With the release of Glass, the the installment in his alt-superhero series M. Night Shyamalan talks about building up his own superhuman defenses
Few filmmakers have experienced as wide a range of praise and criticism as M. Night Shyamalan. After finding fame at age 29 with the blockbuster The Sixth Sense, followed by Unbreakable and Signs, he put out a series of misses, culminating in 2013’s widely panned Will and Jaden Smith vehicle After Earth. But in 2015, Shyamalan surprised audiences with a twist: He released The Visit, a horror movie he self-financed for $5 million that went on to gross $65 million in the U.S., sparking a professional renaissance. The next year, his $9 million horror film Split (a sequel of sorts to Unbreakable) grossed $138 million. Shyamalan, who’s now producing a psychological thriller series starring Rupert Grint for Apple TV, explains how he regained his moviemaking powers.
Glass is the third in a series that started 18 years ago with Unbreakable, an unconventional superhero origin story. The movie was a box-office disappointment, though it was well received by critics and gained a cult following. Knowing what you know now, what advice would you give your younger self?
You want to be this trailblazing artist, but you [also] want to be accepted. They sometimes don’t go together. [I’d] say to myself, Hey, you’re on the right track. Just keep going. Your gut is right, even though maybe the marketplace hasn’t caught up to it yet.

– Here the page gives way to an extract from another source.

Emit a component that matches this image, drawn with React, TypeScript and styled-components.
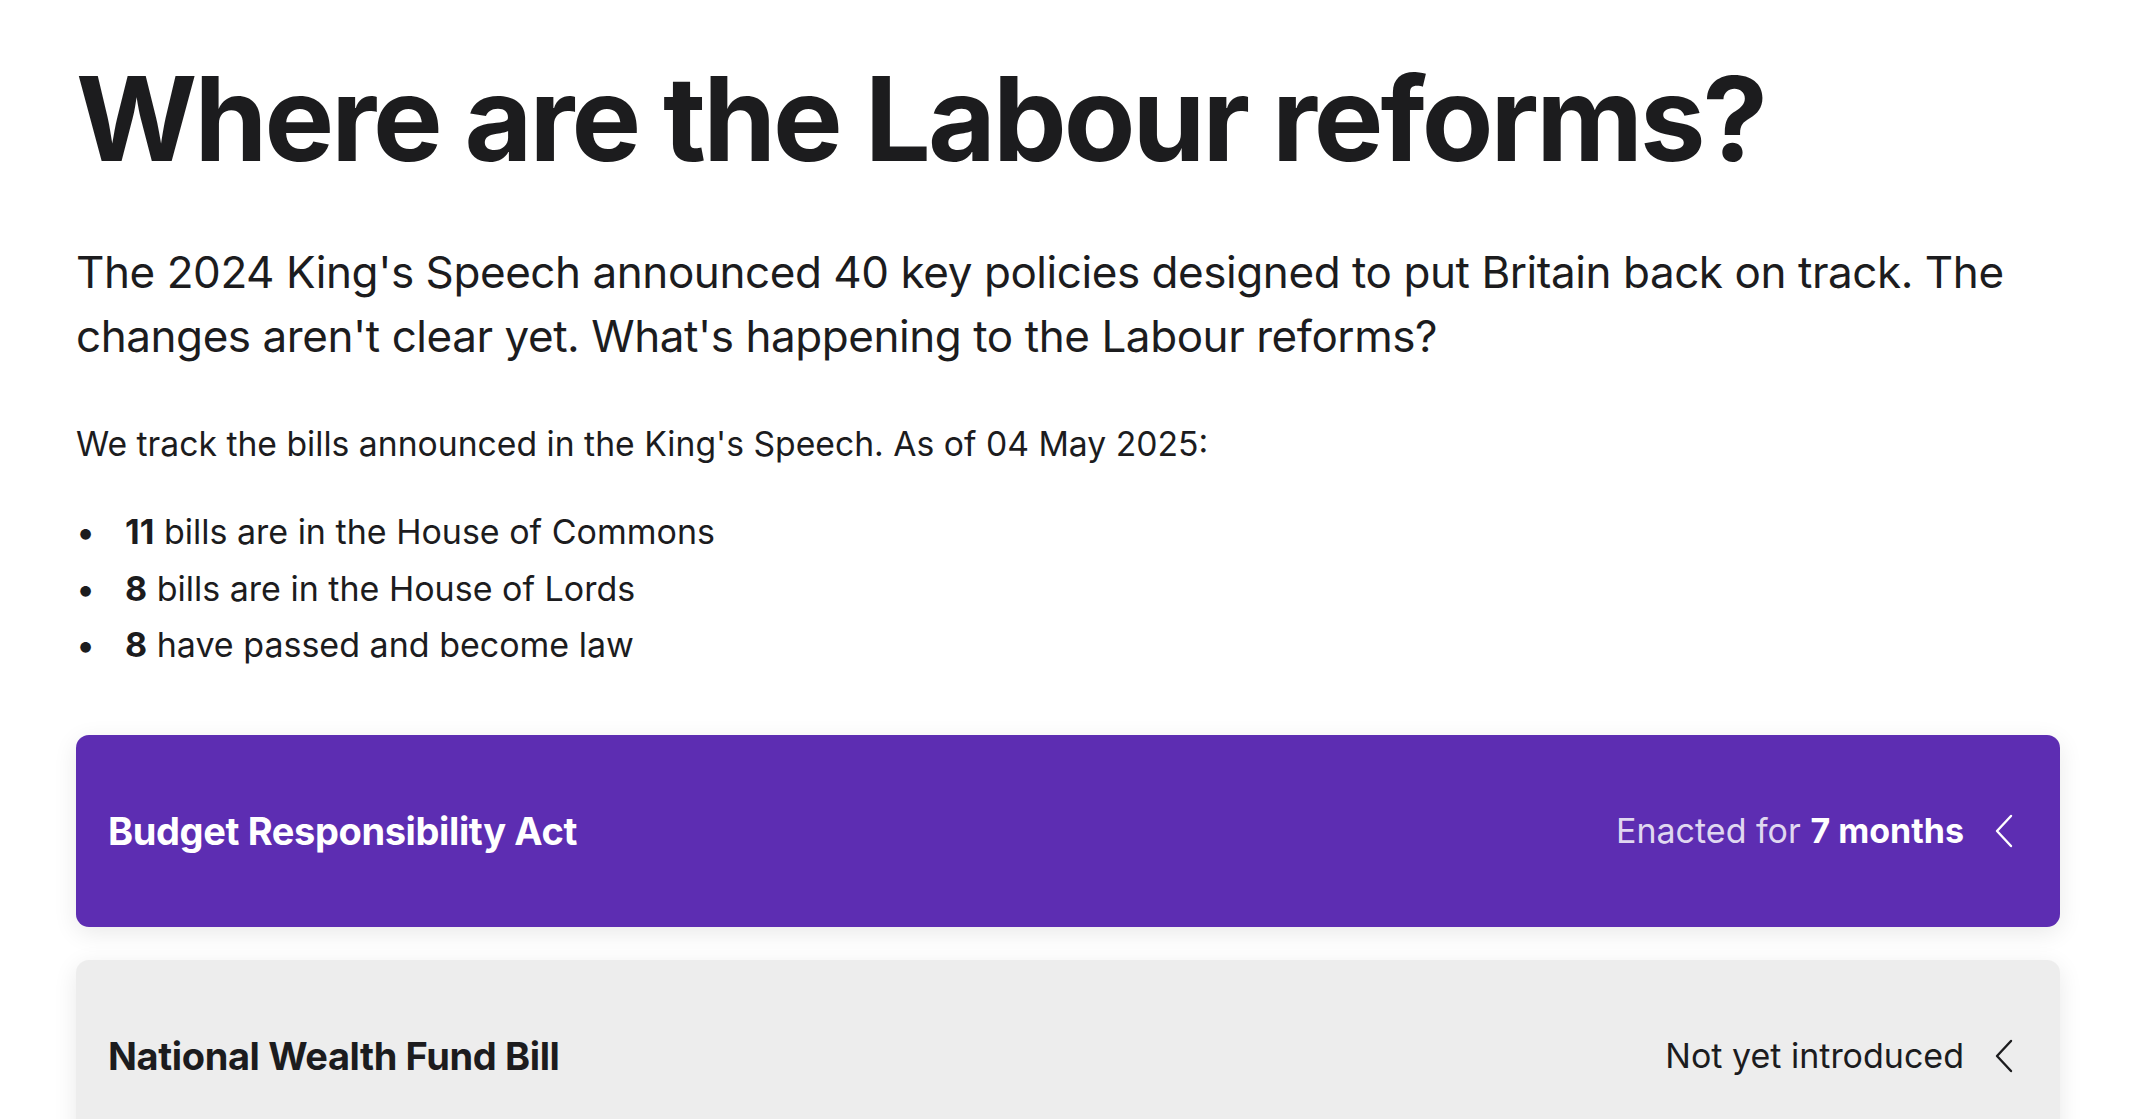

Why did you choose to revisit the story with 2016’s Split, which only reveals itself to be a sequel at the end of the film, and Glass, which brings together characters from the other two?
When I did Unbreakable, the producers wouldn’t let me sell it as a comic-book movie, because they thought it was uncommercial. So it wasn’t marketed that way. They said, “Everybody comes to thrillers, so let’s make it an ambiguous thriller with your name and Bruce Willis attached.” I felt a little hurt by it. I was probably just being immature, and I put away the idea of making a trilogy, which I had been thinking about. Life went on. I did other movies, and I made some family fare and then I went back to thrillers. While I was making The Visit, I thought, Split will be really good to make that way, super-contained. The low-budget moviemaking was making me feel free.